In 2000, he and his family arrived in the United States while seeking asylum as refugees, thanks to an international protection program. In Kamara’s native Sierra Leone one of the most ferocious tribal wars in free Africa had been taking place. It was a war that gave rise to the expression "blood diamonds", since what was at stake was control over Sierra Leone’s rich deposits of diamonds. The conflict began 1991 and ended in 2002. At least 70,000 people are estimated to have died in the 11 years of the conflict. In the most tense period of fighting, refugees counted 2.5 million, over half of the country’s inhabitants.

It was also a war of child soldiers who were enlisted or forcefully recruited by the thousands. These children were driven mad by terror and the use of drugs. Stories of the atrocities inflicted on the Sierra Leone population are frightening. Child soldiers were responsible for mutilating civilians who were believed to be allies of their enemies. It was said adult soldiers wrote the names of various body parts on pieces of paper and put them in a hat or a box. They forced prisoners to draw lots. According to what was writing on the scrap of paper, child soldiers assisted in the cutting off specific body parts. Hundreds of people, perhaps thousands, still have the letters RUF or AFRC (abbreviations of the two anti-government militant groups) carved on their facial skin.

Kamara escaped all this and the difficult years that ensued. He also dodged the Ebola epidemic. Together with the Republic of Guinea and Liberia, Sierra Leone was hit by the worst haemorrhagic fever epidemic in history between 2014 and 2016. Sierra Leone registered about half of the more than 28,000 cases that resulted in 3,956 deaths (more than a third of the total victims). Sierra Leone, back then, had only 2 doctors and 40 beds per 100,000 inhabitants.

Today there are still only 3 doctors per 100,000 inhabitants. Sierra Leone ranks 181 on the Human Development Index with a life expectancy of just 54.3 years, the lowest in the world, tied with Chad, Central African Republic and Nigeria (in the U.S. life expectancy is 78.9 years). Sierra Leone also has the worst maternal mortality rate: 1,360 deaths per 100,000 births. Frequent abuse by the military and police helps to make life difficult for the population. On April 1 of this year, in Kamara’s hometown of Kenema, a dozen soldiers had brutally kicked and beat journalist Faya Amara Faya with the backs of their rifles. They seized the reporter’s cell phone and arrested her merely because she was photographing a new COVID-19 quarantine center.
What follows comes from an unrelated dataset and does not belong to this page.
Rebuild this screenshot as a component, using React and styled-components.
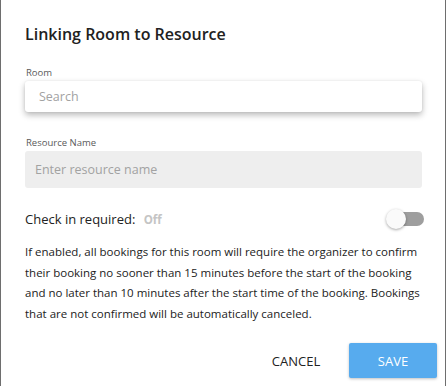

Law enforcement must concentrate on those who disturb public peace and commit other crimes; yet in Sierra Leone’s capital of Freetown, the police beat tea sellers who civilly disobeyed the country’s ban on selling the beverage.

In other African states, the scene is much worse. In Kenya, since the government undertook measures to contain the COVID-19 pandemic on March 25, local police have killed 15 people and wounded 31 with gunshots fired at civilians in crowds to enforce curfews. Among the victims was a 13-year-old boy, Yassin Hussein Moyo, who was fatally shot in the capital of Nairobi.

No one in Africa has knelt to mourn the life of little Yassin or any other victims of police brutality while crying out for justice. Instead, the Forum of Former African Heads of State and Governments have urged the countries of their continent to "protest strongly" against George’s Floyd’s killing and to demand that "those [who were] responsible for this crime and other similar crimes be punished most severely." In a statement released by the former president of Benin, Nicéphore Soglo writes: "Because of such a level of cruelty, it is time the whole world finally opens its eyes and expresses its [righteous] indignation. Who would dare treat a European, an Arab, an Israeli, an Indian, a Chinese, a Japanese, [or even] an Argentine in this way? Enough is enough!”

The African Union has in turn issued a spirited press statement against racial discrimination in the United States. The ANC, the governing party of South Africa, has announced a "Black Friday" campaign commencing on June 5: all South Africans are invited to dress in black from now on every Friday to show their solidarity with anti-police demonstrations organized in the United States.